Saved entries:
◆ ◆ ◆ ◆ ◆

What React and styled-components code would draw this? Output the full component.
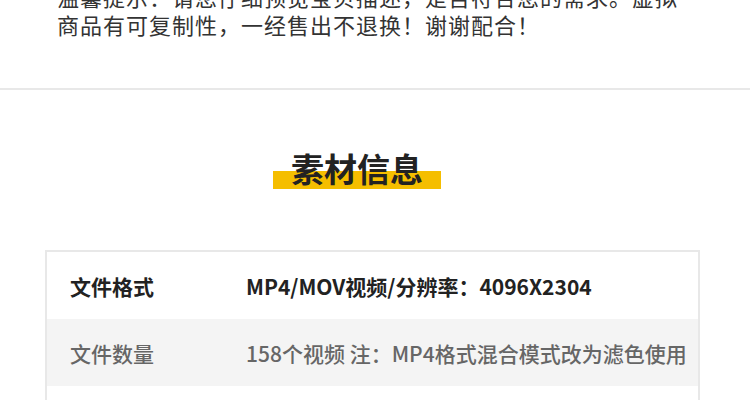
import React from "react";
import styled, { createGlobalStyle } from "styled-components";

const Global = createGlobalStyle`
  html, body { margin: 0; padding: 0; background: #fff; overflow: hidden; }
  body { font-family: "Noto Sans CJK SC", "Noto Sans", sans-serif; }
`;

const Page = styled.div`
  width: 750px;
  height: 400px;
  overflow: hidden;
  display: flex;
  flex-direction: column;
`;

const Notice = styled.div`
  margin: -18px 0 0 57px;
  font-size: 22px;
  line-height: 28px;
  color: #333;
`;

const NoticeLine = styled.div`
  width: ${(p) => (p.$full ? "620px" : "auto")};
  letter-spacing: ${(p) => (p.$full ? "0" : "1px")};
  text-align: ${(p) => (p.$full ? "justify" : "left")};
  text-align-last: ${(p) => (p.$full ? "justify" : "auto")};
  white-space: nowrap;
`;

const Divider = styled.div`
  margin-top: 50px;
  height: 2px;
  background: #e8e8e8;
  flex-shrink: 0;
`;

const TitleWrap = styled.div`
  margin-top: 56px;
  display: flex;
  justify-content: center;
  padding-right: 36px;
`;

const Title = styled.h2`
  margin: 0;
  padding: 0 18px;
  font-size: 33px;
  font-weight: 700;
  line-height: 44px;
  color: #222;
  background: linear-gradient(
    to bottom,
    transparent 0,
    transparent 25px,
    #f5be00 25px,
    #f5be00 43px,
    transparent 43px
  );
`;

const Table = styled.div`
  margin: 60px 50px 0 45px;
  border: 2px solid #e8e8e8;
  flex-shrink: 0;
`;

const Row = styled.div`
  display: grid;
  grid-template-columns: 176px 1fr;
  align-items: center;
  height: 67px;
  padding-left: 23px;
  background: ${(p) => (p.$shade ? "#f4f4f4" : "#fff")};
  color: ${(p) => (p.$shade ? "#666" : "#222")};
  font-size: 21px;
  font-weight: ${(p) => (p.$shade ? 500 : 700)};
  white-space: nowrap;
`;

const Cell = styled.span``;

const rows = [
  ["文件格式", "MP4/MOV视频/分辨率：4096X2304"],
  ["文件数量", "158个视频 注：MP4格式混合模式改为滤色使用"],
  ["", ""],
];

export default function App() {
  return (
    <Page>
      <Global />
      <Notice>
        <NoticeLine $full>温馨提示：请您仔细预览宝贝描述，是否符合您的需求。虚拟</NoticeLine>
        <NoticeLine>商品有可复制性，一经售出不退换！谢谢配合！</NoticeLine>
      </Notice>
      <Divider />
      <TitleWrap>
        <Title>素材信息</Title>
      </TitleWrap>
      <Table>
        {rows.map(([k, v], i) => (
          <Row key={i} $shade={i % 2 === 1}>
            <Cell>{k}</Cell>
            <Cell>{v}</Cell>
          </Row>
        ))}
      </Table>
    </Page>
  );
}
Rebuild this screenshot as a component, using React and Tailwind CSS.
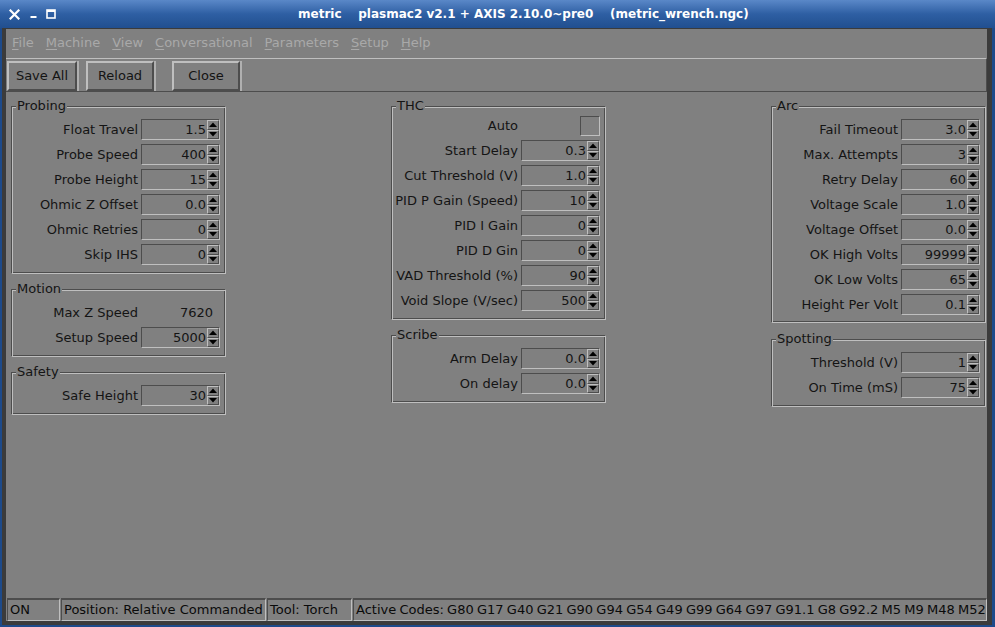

◆ ◆ ◆ ◆ ◆

PROBLEM
Pictures are to be left out; repeat all the remaining data exactly.

THE SOLUTION
What React and styled-components code would draw this? Output the full component.
import React from "react";
import styled, { createGlobalStyle } from "styled-components";

const Global = createGlobalStyle`
  html, body { margin: 0; padding: 0; background: #fff; overflow: hidden; }
  body { font-family: "Noto Sans CJK SC", "Noto Sans", sans-serif; }
`;

const Page = styled.div`
  width: 750px;
  height: 400px;
  overflow: hidden;
  display: flex;
  flex-direction: column;
`;

const Notice = styled.div`
  margin: -18px 0 0 57px;
  font-size: 22px;
  line-height: 28px;
  color: #333;
`;

const NoticeLine = styled.div`
  width: ${(p) => (p.$full ? "620px" : "auto")};
  letter-spacing: ${(p) => (p.$full ? "0" : "1px")};
  text-align: ${(p) => (p.$full ? "justify" : "left")};
  text-align-last: ${(p) => (p.$full ? "justify" : "auto")};
  white-space: nowrap;
`;

const Divider = styled.div`
  margin-top: 50px;
  height: 2px;
  background: #e8e8e8;
  flex-shrink: 0;
`;

const TitleWrap = styled.div`
  margin-top: 56px;
  display: flex;
  justify-content: center;
  padding-right: 36px;
`;

const Title = styled.h2`
  margin: 0;
  padding: 0 18px;
  font-size: 33px;
  font-weight: 700;
  line-height: 44px;
  color: #222;
  background: linear-gradient(
    to bottom,
    transparent 0,
    transparent 25px,
    #f5be00 25px,
    #f5be00 43px,
    transparent 43px
  );
`;

const Table = styled.div`
  margin: 60px 50px 0 45px;
  border: 2px solid #e8e8e8;
  flex-shrink: 0;
`;

const Row = styled.div`
  display: grid;
  grid-template-columns: 176px 1fr;
  align-items: center;
  height: 67px;
  padding-left: 23px;
  background: ${(p) => (p.$shade ? "#f4f4f4" : "#fff")};
  color: ${(p) => (p.$shade ? "#666" : "#222")};
  font-size: 21px;
  font-weight: ${(p) => (p.$shade ? 500 : 700)};
  white-space: nowrap;
`;

const Cell = styled.span``;

const rows = [
  ["文件格式", "MP4/MOV视频/分辨率：4096X2304"],
  ["文件数量", "158个视频 注：MP4格式混合模式改为滤色使用"],
  ["", ""],
];

export default function App() {
  return (
    <Page>
      <Global />
      <Notice>
        <NoticeLine $full>温馨提示：请您仔细预览宝贝描述，是否符合您的需求。虚拟</NoticeLine>
        <NoticeLine>商品有可复制性，一经售出不退换！谢谢配合！</NoticeLine>
      </Notice>
      <Divider />
      <TitleWrap>
        <Title>素材信息</Title>
      </TitleWrap>
      <Table>
        {rows.map(([k, v], i) => (
          <Row key={i} $shade={i % 2 === 1}>
            <Cell>{k}</Cell>
            <Cell>{v}</Cell>
          </Row>
        ))}
      </Table>
    </Page>
  );
}
Rebuild this screenshot as a component, using React and Tailwind CSS.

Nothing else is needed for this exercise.